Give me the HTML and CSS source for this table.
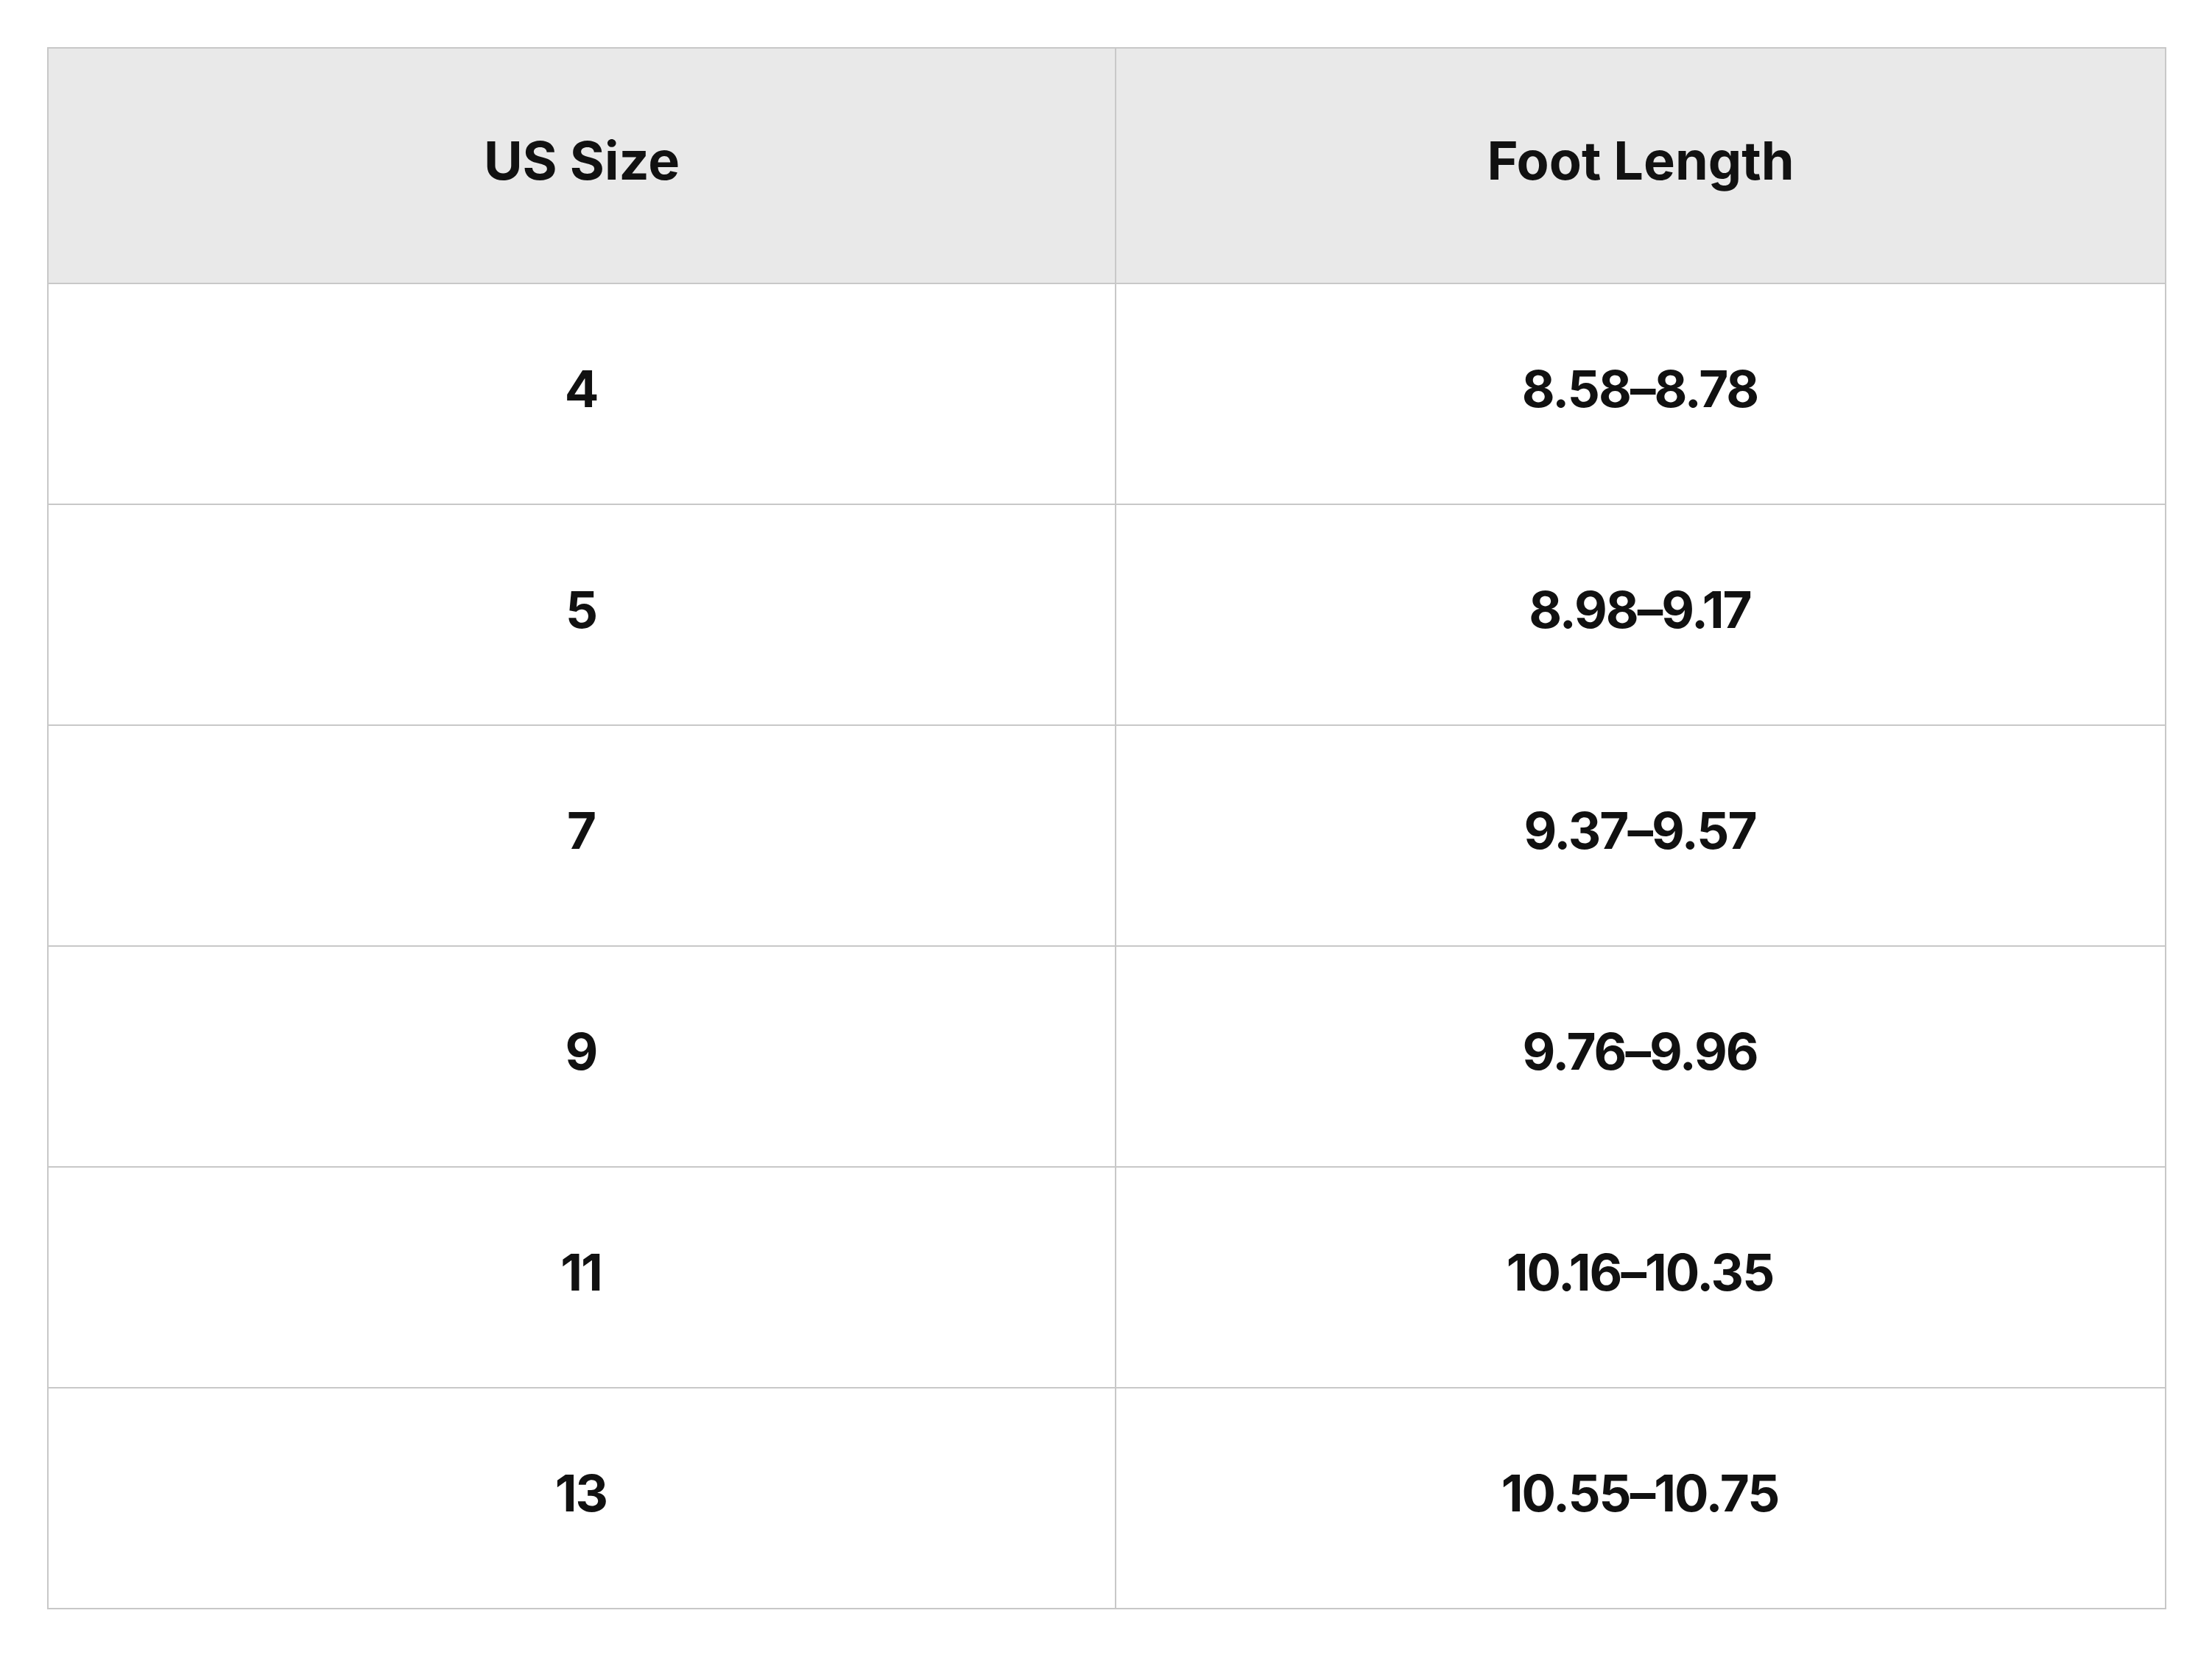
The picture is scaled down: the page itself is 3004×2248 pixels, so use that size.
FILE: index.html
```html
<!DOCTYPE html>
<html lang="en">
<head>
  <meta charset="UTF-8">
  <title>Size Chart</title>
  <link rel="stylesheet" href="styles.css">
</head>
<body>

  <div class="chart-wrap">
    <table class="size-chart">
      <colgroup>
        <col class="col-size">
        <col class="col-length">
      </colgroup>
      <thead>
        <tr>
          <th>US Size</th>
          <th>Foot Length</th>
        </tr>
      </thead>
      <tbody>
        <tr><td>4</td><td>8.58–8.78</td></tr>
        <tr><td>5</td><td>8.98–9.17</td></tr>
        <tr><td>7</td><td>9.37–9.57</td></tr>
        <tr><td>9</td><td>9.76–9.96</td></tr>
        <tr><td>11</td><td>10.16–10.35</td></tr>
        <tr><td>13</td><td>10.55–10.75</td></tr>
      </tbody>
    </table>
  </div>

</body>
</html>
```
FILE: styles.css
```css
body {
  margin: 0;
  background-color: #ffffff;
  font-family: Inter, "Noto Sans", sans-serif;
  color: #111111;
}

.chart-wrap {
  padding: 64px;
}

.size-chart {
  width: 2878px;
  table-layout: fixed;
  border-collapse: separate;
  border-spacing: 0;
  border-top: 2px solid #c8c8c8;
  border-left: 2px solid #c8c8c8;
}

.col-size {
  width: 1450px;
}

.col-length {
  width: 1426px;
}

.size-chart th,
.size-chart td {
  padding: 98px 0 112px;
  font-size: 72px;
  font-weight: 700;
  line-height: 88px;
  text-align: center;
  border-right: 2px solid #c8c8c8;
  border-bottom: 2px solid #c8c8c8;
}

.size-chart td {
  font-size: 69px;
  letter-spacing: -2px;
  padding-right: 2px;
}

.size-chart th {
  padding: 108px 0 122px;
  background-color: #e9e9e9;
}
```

══════

*Instructions to follow*. Using the data above, write out every line exactly, leaving the images behind.

*Full solution*.
Give me the HTML and CSS source for this table.
The picture is scaled down: the page itself is 3004×2248 pixels, so use that size.
FILE: index.html
```html
<!DOCTYPE html>
<html lang="en">
<head>
  <meta charset="UTF-8">
  <title>Size Chart</title>
  <link rel="stylesheet" href="styles.css">
</head>
<body>

  <div class="chart-wrap">
    <table class="size-chart">
      <colgroup>
        <col class="col-size">
        <col class="col-length">
      </colgroup>
      <thead>
        <tr>
          <th>US Size</th>
          <th>Foot Length</th>
        </tr>
      </thead>
      <tbody>
        <tr><td>4</td><td>8.58–8.78</td></tr>
        <tr><td>5</td><td>8.98–9.17</td></tr>
        <tr><td>7</td><td>9.37–9.57</td></tr>
        <tr><td>9</td><td>9.76–9.96</td></tr>
        <tr><td>11</td><td>10.16–10.35</td></tr>
        <tr><td>13</td><td>10.55–10.75</td></tr>
      </tbody>
    </table>
  </div>

</body>
</html>
```
FILE: styles.css
```css
body {
  margin: 0;
  background-color: #ffffff;
  font-family: Inter, "Noto Sans", sans-serif;
  color: #111111;
}

.chart-wrap {
  padding: 64px;
}

.size-chart {
  width: 2878px;
  table-layout: fixed;
  border-collapse: separate;
  border-spacing: 0;
  border-top: 2px solid #c8c8c8;
  border-left: 2px solid #c8c8c8;
}

.col-size {
  width: 1450px;
}

.col-length {
  width: 1426px;
}

.size-chart th,
.size-chart td {
  padding: 98px 0 112px;
  font-size: 72px;
  font-weight: 700;
  line-height: 88px;
  text-align: center;
  border-right: 2px solid #c8c8c8;
  border-bottom: 2px solid #c8c8c8;
}

.size-chart td {
  font-size: 69px;
  letter-spacing: -2px;
  padding-right: 2px;
}

.size-chart th {
  padding: 108px 0 122px;
  background-color: #e9e9e9;
}
```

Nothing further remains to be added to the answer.